This is the newest on Dennis’ list of Best Things I’ve Ever Made. I don’t know why. I thought it was pretty good, but for whatever reason, it really blew him over. Maybe it’s the Secret Ingredient Cumin like it was last time?
Regardless, this is another super, super easy recipe, the leftovers are good, and it doesn’t have a lot of crazy weird ingredients.
(I may have gone a little overboard with the cheese, but what’s a little excess cheese between friends?)
Mexican Rice Casserole
Serves 4
From The $5 Dinner Mom Cookbook
1 15-oz. can tomato sauce
1 lb. ground beef
1 Tbsp. chili powder
1 Tbsp. ground cumin
1 tsp. garlic powder
1 tsp. onion powder
Salt and pepper to taste
1 cup white rice
1 1/2 cups shredded cheese
Preheat oven to 350°F.
In a medium saucepan, bring 2 1/2 cups of water to a boil, add the rice, reduce the heat, cover, and simmer for 20 minutes.

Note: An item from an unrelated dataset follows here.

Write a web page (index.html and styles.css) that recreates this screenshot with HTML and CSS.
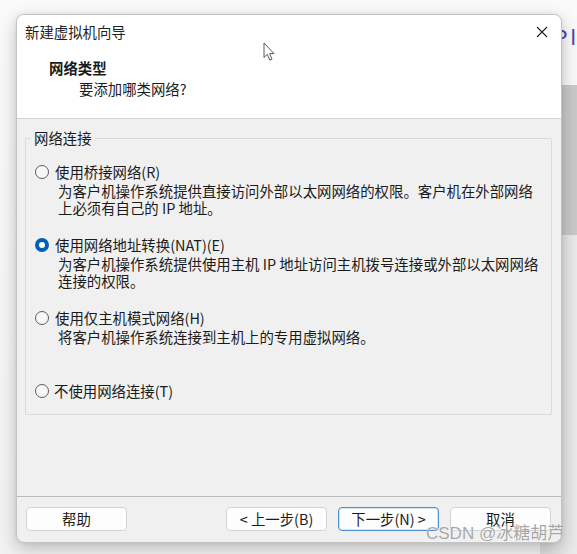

Brown the beef in a large skillet and drain the excess fat. Return the beef to the skillet and add 1/2 cup water, tomato sauce, chili powder, cumin, garlic and onion powders, salt, and pepper. Simmer for 5 minutes.
Combine the beef and sauce with the rice in a baking dish. (8×8 works best.) Top with cheese. Bake for 15 minutes, or until the cheese melts.